The ATO is currently reviewing these types of arrangements and engaging with taxpayers who have entered or plan on entering into them to ensure that the correct amount of tax is being paid.


  • An entity may have claimed the TFE, receiving a 100 per cent tax deduction, and then be acquired by a tax consolidated group. In this case, the “terminating value” of the asset on which the acquired entity has claimed TFE will be nil. The head company can allocate no part of the allocable cost amount to that asset. Furthermore, the head company cannot allocate that part of the allocable cost amount, which would have been allocated to that TFE-asset to any other asset.
  • A head company of a tax consolidated group acquires a subsidiary after 6 October 2020, and that subsidiary holds eligible depreciating assets. The head company will be treated as if it had held itself acquired a second-hand asset.
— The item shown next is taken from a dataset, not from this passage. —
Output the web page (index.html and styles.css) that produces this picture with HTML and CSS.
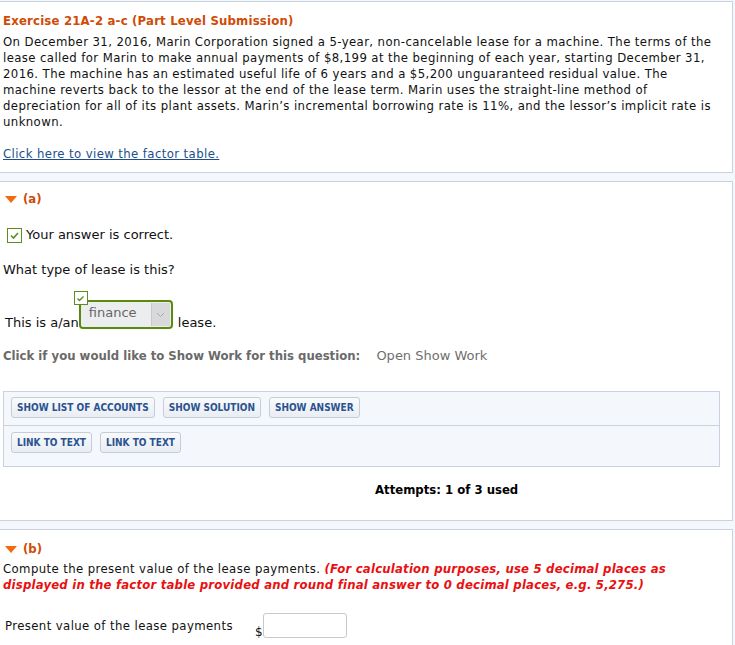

Provided the aggregated turnover of the head company is less than $50 million, the head company may claim the TFE in respect of that asset.
  • In the case where a tax consolidated group acquires a subsidiary during the 2016-17, 2017-18 or 2018-19 years of income, the tax cost setting amount of assets that the subsidiary holds can be taken into account in determining whether the group has satisfied the $100 million investment threshold for the purpose of the alternative income test.


Note the Treasury Laws Amendment (2021 Measures No5) Bill 2021 contains amendments to the consolidation tax cost setting rules to take into account the new accounting standard for leases (AASB16) which introduces a single accounting model for leases.